Jackson just got all of that one 👀 pic.twitter.com/dU7hIAy6XD
— San Diego Padres (@Padres) May 8, 2025
Then, the bottom of the inning went sideways. Jason Adam, who had come in for Cease and struck out Domínguez, returned to the mound. One of the majors’ better relievers proceeded to issue a leadoff walk to the Yankees’ No. 8 hitter. Former Padres center fielder Trent Grisham made Adam pay an immediate price, clubbing a tying, pinch hit home run.
“Honestly, my bigger regret on the night is the walk,” Adam said. “If I get the first guy out and then I do the same thing to Grisham, we’re still up one. So, walks suck, especially when you don’t execute after.”
The contest dragged into extras. In the top of the 10th, the Padres failed to score despite having an automatic runner on second base and the top of their lineup up to bat. In the bottom of the 10th, the bottom of the Yankees’ order delivered a sacrifice bunt and then a walk-off sacrifice fly.
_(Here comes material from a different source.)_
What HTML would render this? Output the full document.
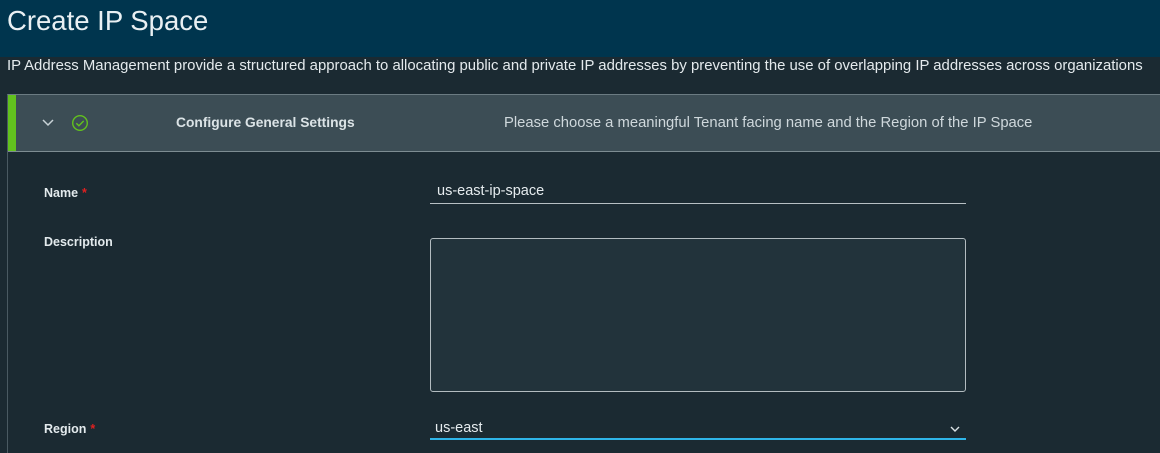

The Padres, who had rallied late to steal the first game of the series, had lost consecutive games after late rallies. They had lost the series despite Cease’s brilliance.
Afterward, there was at least initial encouragement over how he had pitched — and the thought that he could continue to pitch.
“Unbelievable. Lights out. Absolutely deserved a win,” Adam said. “That’s a tough lineup over there, and he made it look really, really easy. Yeah, he was locked in, and I’m excited to see that every fifth day for the rest of the season.”
Cease, for his part, acknowledged he had never experienced an in-game forearm cramp. He added that he expected to make his next scheduled start.
“I guess you never know, but I’m not in pain or anything,” he said. “I’m really not worried about it.”
Merrill, too, expected to make his next scheduled start. The center fielder, who returned Tuesday from a hamstring strain, took a Devin Williams fastball to the inside of his left forearm in the top of the 10th. Unlike Cease, he was allowed to stay in the game. Merrill’s elbow was wrapped in ice afterward, but he quickly declared: “I’m good.”
So it would be a surprise if, after a team off day, Merrill is not back in the lineup Friday at Coors Field. The Padres, meanwhile, will wait to see if Cease is truly OK. The right-hander has missed just one start in his career. In 2019, he was scratched from his final start as a Chicago White Sox rookie after tweaking a hamstring while throwing a warmup pitch.
That move turned out for the best. The Padres hope Wednesday’s precaution produces a similar result.
“I doubt it,” Cease said, when asked if he anticipated further testing on his forearm. “I mean, I passed all the other stuff with flying colors. And I really think it was just a freak cramp.”